Not much indeed but it might deter some low hanging leak hacks..
Why? When taking into account the cpu cache, branch mispredictions, etc, I bet it would be slower than just zeroing it, besides it wouldn't be secure at all, imagine a process that stores a secret key, and then releases the memory, if another process can trigger the first to generate and release the key memory multiple times, they would be able to read it.
Marks it as free, but the OS will wipe it before giving it to another process.
Your example combined with the parents observation show that C++ put under the same construct the concepts that should be separated: memory allocation should be handled differently from the construction, destruction and other resource allocation.
Memory allocation and deallocation on the heap basically mean calling the `operator new` and `operator delete` functions in C++. The language provides a default implementation but you can override it.

Constructors are orthogonal. The job of a constructor is to construct your object given that the space for the object is already allocated. This could be on the stack, where allocation means bumping the stack pointer, or in-place in preallocated storage (like std::vector), or the result of calling `operator new`. Simply using the `new` syntax does both as a shorthand.
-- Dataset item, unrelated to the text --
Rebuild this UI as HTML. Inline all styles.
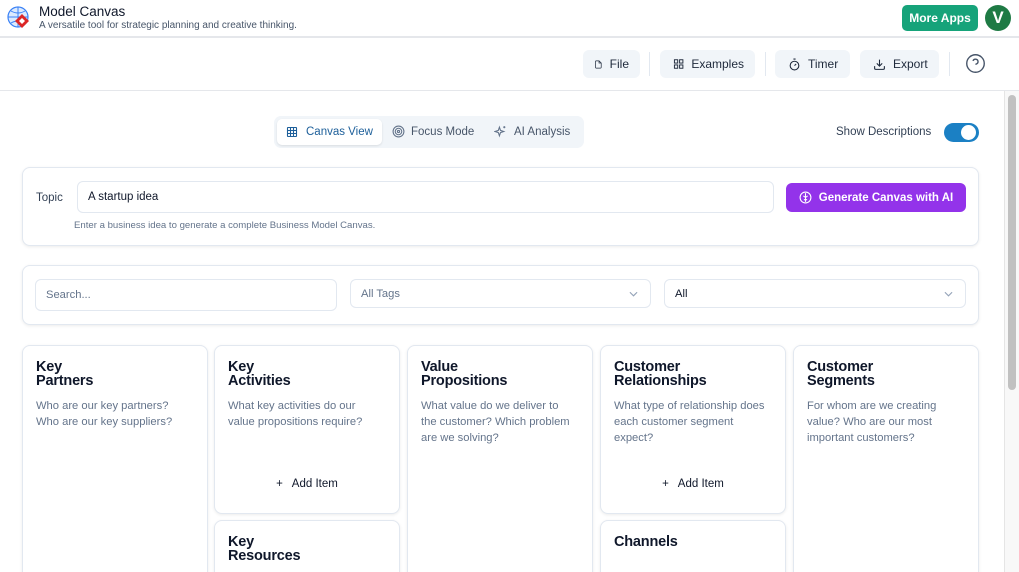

Similarly the job of a destructor is to destruct your object without deallocating it. One can in-place destruct without deallocating, or destruct and then deallocate implicitly when the stack pointer is adjusted, or not at all. The `delete` syntax does both destruction and deallocation as a convenience.

Memory allocation/deallocation in C++ is handled separately from construction and destruction. The delete and new syntax is short hand for combining the two.
> memory allocation should be handled differently from the construction, destruction and other resource allocation.

These other resources still need an in-memory representation to track and reference resources, so you can't really separate them.